Noting that “all the bands we actually sound like are 30 years older or 20 years younger,” Frere-Jones is hoping this newfound listener open-mindedness will work on Ui’s behalf circa 2023.
“We can get put into any of a million different little categories, and people on TikTok who love these weird instrumental bands might love us too,” he says. “That’s a much bigger audience than we had in the ‘90s, when people were frankly looking for something different. To put it in a slightly backward way, I think a young Stereolab and Tortoise fan would have an easier time with us now, whereas in the ‘90s, a lot of those people were like, ‘What the fuck is this?’ Kids now are much more open-minded and are used to listening to anything.”
One such listener is Eli, who was perched at the lip of the stage during Unwound’s set and was joyously singing along to every word. This shy, 29-year-old American software engineer flew solo from his adopted home in Tokyo for the shows after discovering Unwound in 2015, more than a decade after the band dissolved. “Having a label that will repress your music is one of the reasons why these bands are embraced by younger people,” he says, pointing to Numero’s extensive reissue campaigns with Unwound in recent years and the work Polyvinyl Records did to keep midwest emo favorites Braid’s music in print during the latter’s extensive hiatus. “It keeps the bands alive, even if they broke up two decades ago.”
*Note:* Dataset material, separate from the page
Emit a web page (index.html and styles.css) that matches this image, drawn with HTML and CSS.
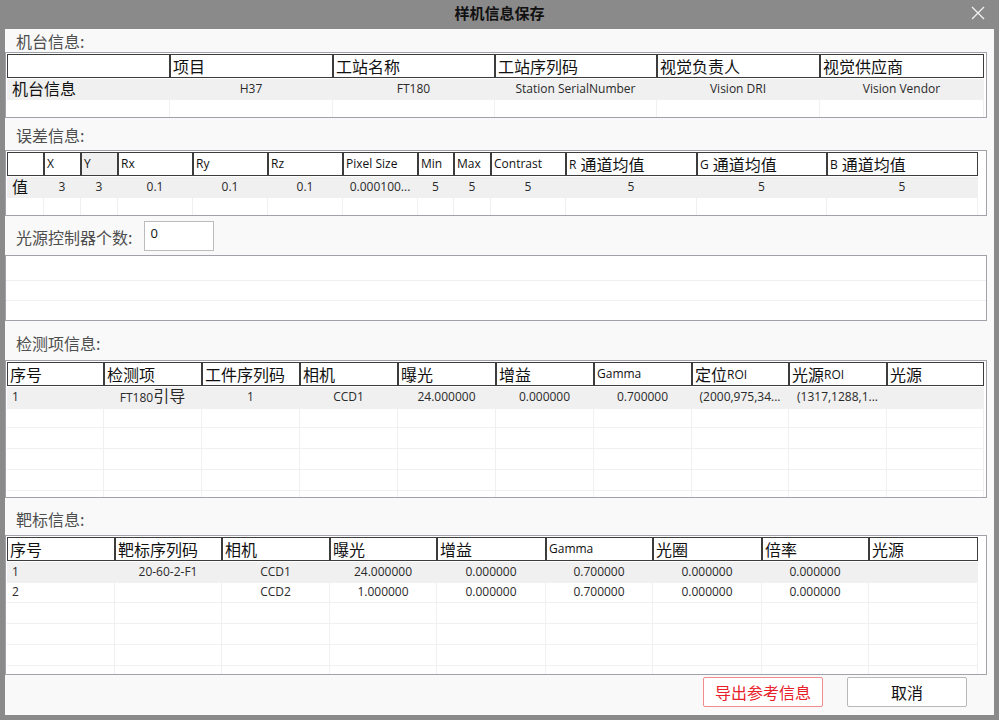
FILE: index.html
```html
<!DOCTYPE html>
<html lang="zh-CN">
<head>
<meta charset="utf-8">
<title>样机信息保存</title>
<link rel="stylesheet" href="styles.css">
</head>
<body>
<div class="window">
  <div class="titlebar">
    <span class="title">样机信息保存</span>
    <svg class="close" width="14" height="14" viewBox="0 0 14 14"><path d="M1 1L13 13M13 1L1 13" stroke="#f2f2f2" stroke-width="1.3" fill="none"/></svg>
  </div>
  <div class="panel">
    <div class="label l1">机台信息:</div>
    <div class="tbl t1">
      <div class="hdr c1">
        <div class="hc"></div><div class="hc">项目</div><div class="hc">工站名称</div><div class="hc">工站序列码</div><div class="hc">视觉负责人</div><div class="hc">视觉供应商</div>
      </div>
      <div class="row c1 sel">
        <div class="dc big left">机台信息</div><div class="dc">H37</div><div class="dc">FT180</div><div class="dc">Station SerialNumber</div><div class="dc">Vision DRI</div><div class="dc">Vision Vendor</div>
      </div>
      <div class="row c1">
        <div class="dc"></div><div class="dc"></div><div class="dc"></div><div class="dc"></div><div class="dc"></div><div class="dc"></div>
      </div>
    </div>

    <div class="label l2">误差信息:</div>
    <div class="tbl t2">
      <div class="hdr c2">
        <div class="hc"></div><div class="hc lt">X</div><div class="hc lt grayh">Y</div><div class="hc lt">Rx</div><div class="hc lt">Ry</div><div class="hc lt">Rz</div><div class="hc lt">Pixel Size</div><div class="hc lt">Min</div><div class="hc lt">Max</div><div class="hc lt">Contrast</div><div class="hc"><span class="s sp">R</span>通道均值</div><div class="hc"><span class="s sp">G</span>通道均值</div><div class="hc"><span class="s sp">B</span>通道均值</div>
      </div>
      <div class="row c2 sel">
        <div class="dc big left">值</div><div class="dc">3</div><div class="dc">3</div><div class="dc">0.1</div><div class="dc">0.1</div><div class="dc">0.1</div><div class="dc">0.000100...</div><div class="dc">5</div><div class="dc">5</div><div class="dc">5</div><div class="dc">5</div><div class="dc">5</div><div class="dc">5</div>
      </div>
      <div class="row c2">
        <div class="dc"></div><div class="dc"></div><div class="dc"></div><div class="dc"></div><div class="dc"></div><div class="dc"></div><div class="dc"></div><div class="dc"></div><div class="dc"></div><div class="dc"></div><div class="dc"></div><div class="dc"></div><div class="dc"></div>
      </div>
    </div>

    <div class="lightrow">
      <span class="label inl">光源控制器个数:</span>
      <div class="input">0</div>
    </div>
    <div class="lightbox">
      <div class="lline"></div>
      <div class="lline"></div>
    </div>

    <div class="label l3">检测项信息:</div>
    <div class="tbl t3">
      <div class="hdr c3">
        <div class="hc">序号</div><div class="hc">检测项</div><div class="hc">工件序列码</div><div class="hc">相机</div><div class="hc">曝光</div><div class="hc">增益</div><div class="hc lt">Gamma</div><div class="hc">定位<span class="s">ROI</span></div><div class="hc">光源<span class="s">ROI</span></div><div class="hc">光源</div>
      </div>
      <div class="row c3 sel">
        <div class="dc left">1</div><div class="dc">FT180<span class="cj">引导</span></div><div class="dc">1</div><div class="dc">CCD1</div><div class="dc">24.000000</div><div class="dc">0.000000</div><div class="dc">0.700000</div><div class="dc">(2000,975,34...</div><div class="dc">(1317,1288,1...</div><div class="dc"></div>
      </div>
      <div class="row c3"><div class="dc"></div><div class="dc"></div><div class="dc"></div><div class="dc"></div><div class="dc"></div><div class="dc"></div><div class="dc"></div><div class="dc"></div><div class="dc"></div><div class="dc"></div></div>
      <div class="row c3"><div class="dc"></div><div class="dc"></div><div class="dc"></div><div class="dc"></div><div class="dc"></div><div class="dc"></div><div class="dc"></div><div class="dc"></div><div class="dc"></div><div class="dc"></div></div>
      <div class="row c3"><div class="dc"></div><div class="dc"></div><div class="dc"></div><div class="dc"></div><div class="dc"></div><div class="dc"></div><div class="dc"></div><div class="dc"></div><div class="dc"></div><div class="dc"></div></div>
      <div class="row c3"><div class="dc"></div><div class="dc"></div><div class="dc"></div><div class="dc"></div><div class="dc"></div><div class="dc"></div><div class="dc"></div><div class="dc"></div><div class="dc"></div><div class="dc"></div></div>
      <div class="row c3"><div class="dc"></div><div class="dc"></div><div class="dc"></div><div class="dc"></div><div class="dc"></div><div class="dc"></div><div class="dc"></div><div class="dc"></div><div class="dc"></div><div class="dc"></div></div>
    </div>

    <div class="label l4">靶标信息:</div>
    <div class="tbl t4">
      <div class="hdr c4">
        <div class="hc">序号</div><div class="hc">靶标序列码</div><div class="hc">相机</div><div class="hc">曝光</div><div class="hc">增益</div><div class="hc lt">Gamma</div><div class="hc">光圈</div><div class="hc">倍率</div><div class="hc">光源</div>
      </div>
      <div class="row c4 sel">
        <div class="dc left">1</div><div class="dc">20-60-2-F1</div><div class="dc">CCD1</div><div class="dc">24.000000</div><div class="dc">0.000000</div><div class="dc">0.700000</div><div class="dc">0.000000</div><div class="dc">0.000000</div><div class="dc"></div>
      </div>
      <div class="row c4">
        <div class="dc left">2</div><div class="dc"></div><div class="dc">CCD2</div><div class="dc">1.000000</div><div class="dc">0.000000</div><div class="dc">0.700000</div><div class="dc">0.000000</div><div class="dc">0.000000</div><div class="dc"></div>
      </div>
      <div class="row c4"><div class="dc"></div><div class="dc"></div><div class="dc"></div><div class="dc"></div><div class="dc"></div><div class="dc"></div><div class="dc"></div><div class="dc"></div><div class="dc"></div></div>
      <div class="row c4"><div class="dc"></div><div class="dc"></div><div class="dc"></div><div class="dc"></div><div class="dc"></div><div class="dc"></div><div class="dc"></div><div class="dc"></div><div class="dc"></div></div>
      <div class="row c4"><div class="dc"></div><div class="dc"></div><div class="dc"></div><div class="dc"></div><div class="dc"></div><div class="dc"></div><div class="dc"></div><div class="dc"></div><div class="dc"></div></div>
      <div class="row c4"><div class="dc"></div><div class="dc"></div><div class="dc"></div><div class="dc"></div><div class="dc"></div><div class="dc"></div><div class="dc"></div><div class="dc"></div><div class="dc"></div></div>
    </div>

    <div class="buttons">
      <div class="btn export">导出参考信息</div>
      <div class="btn cancel">取消</div>
    </div>
  </div>
</div>
</body>
</html>
```

FILE: styles.css
```css
* { box-sizing: border-box; }
html, body {
  margin: 0;
  padding: 0;
  background: #8a8a8a;
  font-family: "Open Sans", "Noto Sans CJK SC", sans-serif;
}
.window {
  width: 999px;
  height: 720px;
  background: #8a8a8a;
  display: flex;
  flex-direction: column;
}
.titlebar {
  height: 29px;
  position: relative;
  display: flex;
  align-items: center;
  justify-content: center;
}
.title {
  font-family: "Noto Sans CJK SC", sans-serif;
  font-weight: bold;
  font-size: 15px;
  color: #111;
  margin-top: -4px;
}
.close {
  position: absolute;
  right: 14px;
  top: 6px;
}
.panel {
  margin: 0 5px 5px 5px;
  width: 989px;
  height: 686px;
  background: #f9f9f9;
  display: flex;
  flex-direction: column;
}
.label {
  font-family: "Noto Sans CJK SC", sans-serif;
  font-size: 16px;
  color: #4e4e4e;
  padding-left: 11px;
  display: flex;
  align-items: center;
}
.l1 { height: 23px; }
.l2 { height: 32px; padding-top: 1px; }
.l3 { height: 39px; padding-top: 5px; }
.l4 { height: 37px; padding-top: 4px; }
.tbl {
  width: 982px;
  border: 1px solid #9fa2a8;
  background: #fff;
  padding: 1px;
  overflow: hidden;
}
.t1 { height: 66px; }
.t2 { height: 66px; }
.t3 { height: 138px; }
.t4 { height: 140px; }
.hdr, .row { display: grid; }
.c1 { grid-template-columns: 163px 163px 162px 162px 163px 164px; }
.c2 { grid-template-columns: 37px 37px 37px 75px 75px 75px 75px 36px 37px 75px 131px 130px 151px; }
.c3 { grid-template-columns: 97px 98px 98px 98px 98px 98px 98px 97px 98px 97px; }
.c4 { grid-template-columns: 108px 107px 108px 107px 109px 107px 109px 107px 109px; }
.hdr { height: 24px; }
.hc {
  border: 1px solid #3c3c3c;
  font-family: "Noto Sans CJK SC", sans-serif;
  font-size: 16px;
  color: #111;
  padding-left: 2px;
  display: flex;
  align-items: center;
  white-space: nowrap;
  overflow: hidden;
  line-height: 1;
  background: #fff;
}
.hc.lt { font-family: "Open Sans", sans-serif; font-size: 12px; }
.hc .s { font-family: "Open Sans", sans-serif; font-size: 12px; margin-top: 2px; }
.hc .s.sp { margin-right: 4px; }
.hc.grayh { background: #f0f0f0; }
.row { height: 21px; }
.row.sel { height: 20px; margin-top: 1px; }
.dc {
  border-right: 1px solid #f0f0f0;
  border-bottom: 1px solid #f0f0f0;
  font-size: 12px;
  color: #2a2a2a;
  text-align: center;
  line-height: 20px;
  white-space: nowrap;
  overflow: visible;
}
.row.sel .dc { background: #f0f0f0; border-color: #f0f0f0; }
.dc.left { text-align: left; padding-left: 5px; }
.dc.big {
  font-family: "Noto Sans CJK SC", sans-serif;
  font-size: 16px;
  font-weight: normal;
  color: #111;
  padding-left: 5px;
  line-height: 19px;
}
.dc .cj { font-family: "Noto Sans CJK SC", sans-serif; font-size: 16px; line-height: 1; }
.lightrow {
  height: 39px;
  display: flex;
  align-items: flex-start;
}
.label.inl { height: 30px; margin-top: 6px; padding-left: 11px; }
.input {
  margin-top: 5px;
  margin-left: 12px;
  width: 70px;
  height: 30px;
  background: #fff;
  border: 1px solid #bcbcbc;
  font-size: 13px;
  color: #111;
  padding: 2px 5px;
}
.lightbox {
  width: 982px;
  height: 66px;
  border: 1px solid #9fa2a8;
  background: #fff;
  padding-top: 24px;
}
.lline {
  height: 20px;
  border-top: 1px solid #f0f0f0;
}
.buttons {
  display: flex;
  justify-content: flex-end;
  gap: 24px;
  padding-top: 2px;
  padding-right: 27px;
}
.btn {
  width: 120px;
  height: 30px;
  border-radius: 2px;
  display: flex;
  align-items: center;
  justify-content: center;
  font-family: "Noto Sans CJK SC", sans-serif;
  font-size: 16px;
  background: #fff;
}
.export { border: 1px solid #f28b8b; color: #e8202a; }
.cancel { border: 1px solid #b8b8b8; color: #111; }
```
For Sevier, the quiet, one-man music encyclopedia who serves as the perfect foil for Shipley’s more naturally gregarious personality, Numero Twenty and its attendant reissues are best understood as “a sign that we’re growing old very quickly because our contemporaries are now given the same treatment as what we were giving to a completely different generation. The greatest pride I take in this job is making our partners happy, so this is all just an extension of it. Creating a context in which our artists can flourish is why we get up in the morning.”